Clinton and his party, sensitive to Yeltsin's predicament, played along. In what had to be a first for a Russian-American summit, an American briefer actually went out of his way to tell reporters about friction between the leaders in their one-on-one meeting, to make clear back home in Moscow that Yeltsin was standing tough.

The White House communications director, George Stephanopoulos, told reporters at the evening briefing Saturday that Yeltsin had brought up "irritants" in the relationship between the two nations, everything from trade problems to the fact that an American submarine recently bumped into a Russian one in the Barents Sea. Stephanopoulos went out of his way to note that Clinton had apologized to Yeltsin for the incident. Hear that, Moscow?

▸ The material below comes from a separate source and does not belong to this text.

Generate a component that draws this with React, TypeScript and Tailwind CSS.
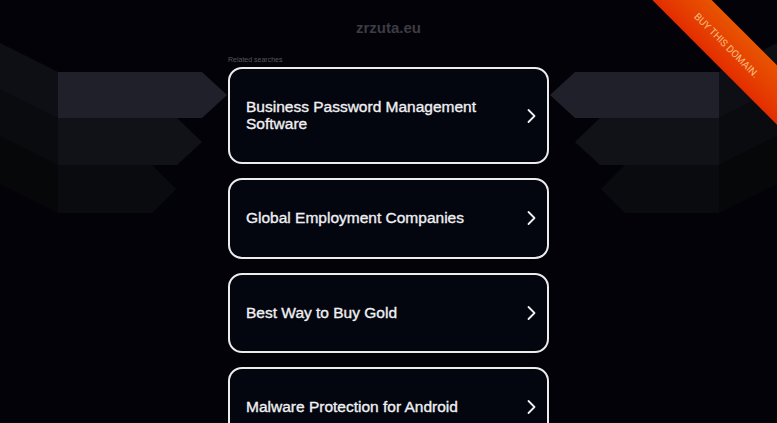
import React from 'react';

const searches = [
  'Business Password Management Software',
  'Global Employment Companies',
  'Best Way to Buy Gold',
  'Malware Protection for Android',
];

const Arrows = ({ className }: { className: string }) => (
  <svg className={className} width="230" height="215" viewBox="0 0 230 215">
    <polygon points="0,136 58,165 58,213 0,184" fill="#060709" />
    <polygon points="58,165 152,165 176,189 152,213 58,213" fill="#0a0b0e" />
    <polygon points="0,89 58,118 58,165 0,136" fill="#0a0b0f" />
    <polygon points="58,118 177,118 202,142 177,165 58,165" fill="#111218" />
    <polygon points="0,43 58,72 58,118 0,89" fill="#0e0f15" />
    <polygon points="58,72 202,72 227,95 202,118 58,118" fill="#1f2029" />
  </svg>
);

const SearchCard = ({ label }: { label: string }) => (
  <a
    href="#"
    className="flex items-center justify-between rounded-[14px] border-2 border-[#ececec] bg-[#03060f] py-[30px] pl-4 pr-[11px]"
  >
    <span className="max-w-[260px] text-[15.5px] leading-[16.5px] text-[#f0f0f2] [-webkit-text-stroke:0.35px_#f0f0f2]">
      {label}
    </span>
    <svg width="10" height="16" viewBox="0 0 10 16" className="shrink-0">
      <path d="M2.5 2l6 6-6 6" fill="none" stroke="#f0f0f2" strokeWidth="1.8" strokeLinecap="round" strokeLinejoin="round" />
    </svg>
  </a>
);

export default function App() {
  return (
    <div className="relative min-h-screen overflow-hidden bg-[#020208] font-['Liberation_Sans',Arial,sans-serif]">
      <Arrows className="absolute left-0 top-0" />
      <Arrows className="absolute right-0 top-0 -scale-x-100" />

      <div className="relative mx-auto flex w-[321px] flex-col pt-[18px]">
        <h1 className="text-center text-[15px] font-bold leading-[20px] text-[#3c3c44]">zrzuta.eu</h1>
        <p className="mt-[17px] text-[7px] leading-[10px] text-[#55565e]">Related searches</p>
        <div className="mt-[2px] flex flex-col gap-[14px]">
          {searches.map((s) => (
            <SearchCard key={s} label={s} />
          ))}
        </div>
      </div>

      <div className="absolute right-0 top-0 h-[160px] w-[160px] overflow-hidden">
        <div className="absolute left-[-20px] top-[24px] flex h-[42px] w-[260px] rotate-45 items-center justify-center bg-gradient-to-b from-[#e85400] to-[#e32c00]">
          <span className="font-['Roboto',sans-serif] text-[10px] uppercase text-[#f8bf82]">Buy this domain.</span>
        </div>
      </div>
    </div>
  );
}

Clinton, acting like a sensitive nephew who did not want to embarrass his uncle when he comes for a loan, also never suggested that there was any asymmetry in his relationship with Yeltsin, or that this summit was focused heavily on one-sided aid.

When reporters asked Yeltsin whether American aid would make a difference, he responded, "You know, it's always useful to help a friend, especially if a friend goes through a difficult period."

At that point Clinton interjected: "I just was going to say, I don't view this as a talk about aid. This is a talk about a long-term partnership."

This stress on parity at times was taken to amusing, but revealing, lengths. When a senior American official briefed reporters Sunday about the details of the aid package for Russia, he began by saying, "President Yeltsin and President Clinton agreed on a series of American initiatives to aid Russia."

Details of the assistance package itself dominated the first two meetings of the summit and the old security-foreign affairs agenda seemed almost like an afterthought, reserved for the last session Sunday.

The U.S. government's press handout about the substance of the summit also reflected this turnabout. It began with pages describing the new loans, housing units, energy, environmental programs and trade and investment initiatives that the Clinton administration would be offering Russia. Tacked on at the end were a couple of pages about the fate of the Strategic Arms Reduction Treaties.

Even the local Vancouver newspapers looked at the summit more as a business convention than something that might affect global stability. The papers noted that the visiting diplomats and journalists were expected to spend $3 million around town on phones, food and entertainment.

The daily summit newsletter passed out to all the hotels in Vancouver by a local civic booster group led with the ultimate post-Cold War news story Sunday morning: "Is there life after the Summit for Vancouver's business community once the two days of attention and excitement are over? Experience says yes. Tourism officials estimate that Vancouver received more than $70 million in free advertising worldwide during the buildup to the summit."

Cities around the world may soon start bidding for Russian-American summits the way they do for the Olympics.

But Clinton also had his reasons for wanting to keep this meeting, and talk of American aid for Russia, relatively muted. Americans generally like to see their president out leading the free world, but they are not crazy about seeing their president doling out foreign aid, especially in a season of budgetary cutbacks at home. Clinton has been reading the polls, which are universally negative about lavishing foreign aid on Russia.

Clinton walked a delicate tightrope during these two days, wanting his $1.6 billion aid package for Yeltsin to look like a lot in the eyes of his Russian supporters, a little in the eyes of his Russian opponents, a lot in the eyes of America's Western allies, but not too much in the eyes of American voters.

"Both of them needed to low-key this thing," said Robert Strauss, a former ambassador to Moscow. "For Clinton it was wise and for Yeltsin it was wise. Yeltsin could not afford to look like he came running with a tin cup, because he has nothing going for him at home. For Clinton, the duller the better, because he has got to go home and worry about Congress."